Plans are set up so that an adult is the account “owner” and the minor is “beneficiary.” Anyone can contribute to the 529 plan, including parents, grandparents and family friends. Only the owner controls the money in the plan, so if your child decides to not go to college, they do not have access to the funds. If the beneficiary decides to not go to college, or there are funds left over, the 529 can to transferred to another member of the family. If moneys in a 529 are used for non-qualified education expenses, you will pay federal income taxes and a 10% penalty on all the earnings. In some cases, if there are funds left over because the beneficiary gets a scholarship, the penalty for taking the cash may be waived.
There are limits on how much can be contributed to a 529. Contributions to a 529 are considered gifts. In 2018, an individual can give gifts totaling up to $15,000 before incurring a “gift tax.” What this means is that you and your significant other can each gift your child $15,000 per year ($30,000) with out incurring this tax. Thats is a lot! By definition, 529 plan balances cannot exceed the “expected cost” of the beneficiary’s qualified higher education expenses – this is defined by individual states. Most states are quite generous with limits, some as high as $500,000!

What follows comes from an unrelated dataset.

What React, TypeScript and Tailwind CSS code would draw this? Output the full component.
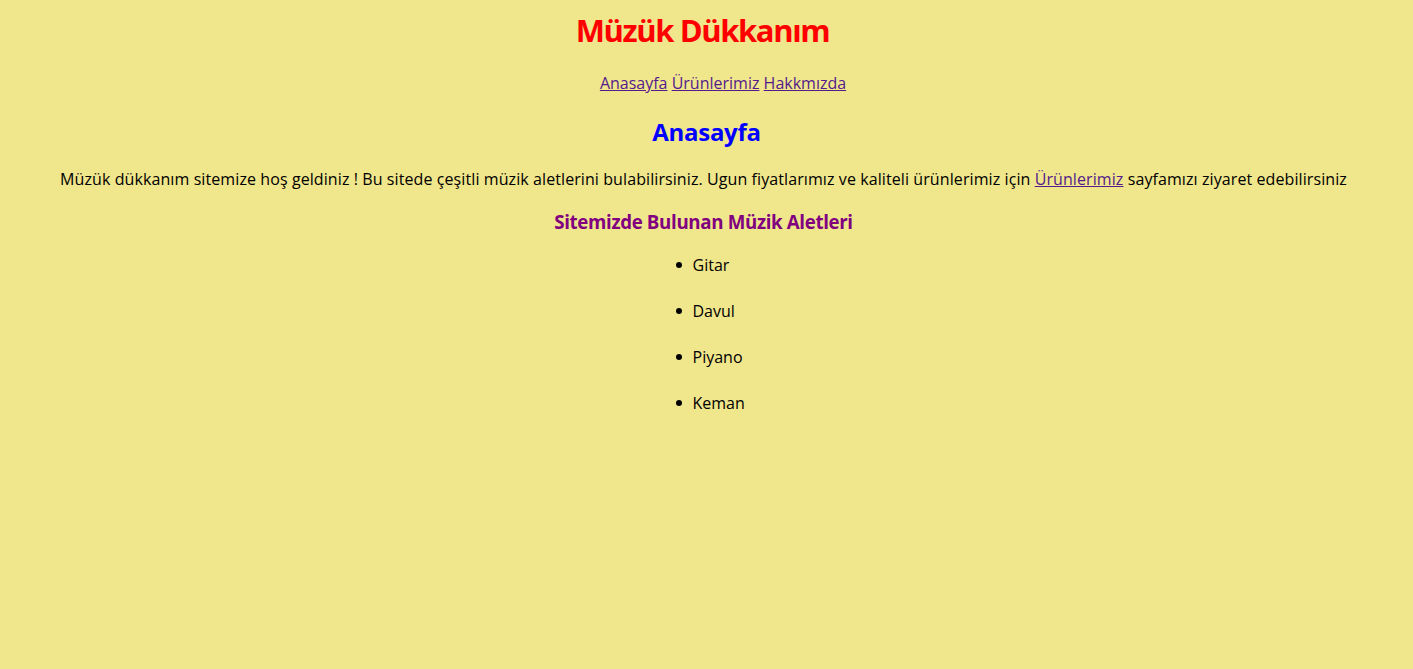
import React from "react";

const font = { fontFamily: '"Comic Sans MS", "Open Sans", "DejaVu Sans", sans-serif' };

export default function App() {
  return (
    <div className="min-h-[669px] w-full bg-[#f0e68c] text-black" style={font}>
      <div className="flex flex-col items-center pt-[10px] text-center">
        <h1 className="pr-[8px] text-[31px] leading-[40px] font-bold tracking-[-1.4px] text-[#ff0000]">Müzük Dükkanım</h1>
        <nav className="mt-[21px] pl-[33px] text-[16px] leading-[24px] text-[#551a8b]">
          <a href="#" className="underline">Anasayfa</a>{" "}
          <a href="#" className="underline">Ürünlerimiz</a>{" "}
          <a href="#" className="underline">Hakkmızda</a>
        </nav>
        <h2 className="mt-[21px] text-[24px] leading-[32px] font-bold tracking-[-0.3px] text-[#0000ff]">Anasayfa</h2>
        <p className="mt-[19px] pr-[6px] text-[16px] leading-[24px] tracking-[0.09px]">
          Müzük dükkanım sitemize hoş geldiniz ! Bu sitede çeşitli müzik aletlerini bulabilirsiniz. Ugun fiyatlarımız ve kaliteli ürünlerimiz için{" "}
          <a href="#" className="text-[#551a8b] underline">Ürünlerimiz</a> sayfamızı ziyaret edebilirsiniz
        </p>
        <h3 className="mt-[19px] pr-[6px] text-[18.72px] leading-[24px] font-bold tracking-[-0.35px] text-[#800080]">Sitemizde Bulunan Müzik Aletleri</h3>
        <ul className="mt-[19px] flex w-[48px] translate-x-[-7px] flex-col gap-[22px] self-center text-left text-[16px] leading-[24px]">
          {["Gitar", "Davul", "Piyano", "Keman"].map((t) => (
            <li key={t} className="flex items-center whitespace-nowrap">
              <span className="mr-[11px] inline-block h-[6px] w-[6px] shrink-0 rounded-full bg-black" />
              {t}
            </li>
          ))}
        </ul>
      </div>
    </div>
  );
}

There are two different types of 529 plans to consider: Prepaid 529 plans and College savings plans:
Prepaid 529 plans
With these plans essentially you are paying for tomorrow education in today’s dollars. For example, in 2018 a family “pays” for 8 credits tuition at a state university, these shares will always be worth 8 credits of tuition — even 17 years later when their child is ready for college. There are 2 types of prepaid plans: contract and unit plans. With “contract” plans, you buy a certain number of semesters of college tuition based on todays cost. “Unit” plans let you buy fractional units (1 unit ~ 1% of a year’s tuition) that are redeemable in the future. At one time almost ½ of the states offered prepaid plans; however as states budgets became strained many have decided these plans were too costly. Currently there are only 11 states left and more are looking like they are ready to jump ship.W
There are drawbacks to the 529 pre-paid. If your child decides they don’t want to go the school you chose, you may get back only your own investment plus inflation. Also if you ever move out of state you may be responsible for the difference between what you paid and current out-of-state tuition.
Recently, a number of private colleges and universities have banded together to offer 529 plans. More information is available here.
College savings plan:
These are currently the most popular 529 plan. Plan specifics vary from state to state but essentially plan owners have the option of investing in a range of mutual funds. Most offer an age-based “auto-pilot” fund where large portion of the investment is in higher yield stocks when the beneficiary is young and as they approach college age the mix is adjusted to have a higher percentage of low risk investments such as bonds. For many, this “auto-pilot” fund offers a real convenience. Others will want to custom design an investment strategy.
The fund offerings vary quite a bit from state to state and you do not have to purchase the 529 plan offered in your state. So if you reside in Louisiana but the plan in Nevada is more attractive – you can invest in Nevada’s 529. You really need to shop for the best plan. Two important things to consider are state taxes and plan expenses. We have already looked at the effect of mutual fund expenses over time. You need to pay attention to plan expenses, they vary wildly from state to state. Also, in 30 states and the District of Columbia, some or all of the contribution to a 529 is deductible from state income tax; however in 23 of these you must invest in the state 529 plan to get this benefit. If you live in one of these 23 states, then the best plan may be the state plan. If you live in a state that offers no deduction, has no state income tax or doesn’t care where you invest to get the deduction then you really need to shop around for the best plan. Often the best plan is the one with the lowest expenses. Personally, no matter what state I lived in, I would compare my state’s plan – including the effect of taxes – to one that offered low-expense funds (e.g. Vanguard). Clearly, you have some homework to do!
How much to save in a 529?
How much should you invest in a 529? How much can you afford? Because the time horizon is somewhat short (~18 years) we cannot rely on the effects of compounding to the same extent as retirement accounts where the time horizon was 40 years away. Let say for a moment you have a newborn (congratulations by the way) and in 18 years you would like to be able to pay for ½ of their tuition at your state institution. As we already saw, in 2037 total cost (tuition, room, board and fees) for one year at a 4-year state institution will average $53,000 (~$200,000 /4 years). So you are looking to have ~ 100,000 on-hand in 18 years. Assuming that your 529’s after expense return is ~5%, you will need to put away $286 a month (or $61,776 ) over 18 years. If you put away $143 a month you will have $50,000 to contribute to college expenses.
A few last words about 529s. First, don’t forget that you may be able to deduct contributions from your state taxes. Depending on your state this can be a big deal – essentially the sate is helping pay for your child’s education. Also, when comparing different state 529’s be sure to consider the effect of both expenses and state tax deductions. Lastly, remember some one will lend your children money for college – no one will lend you money to retire. Funding retirement accounts should come first.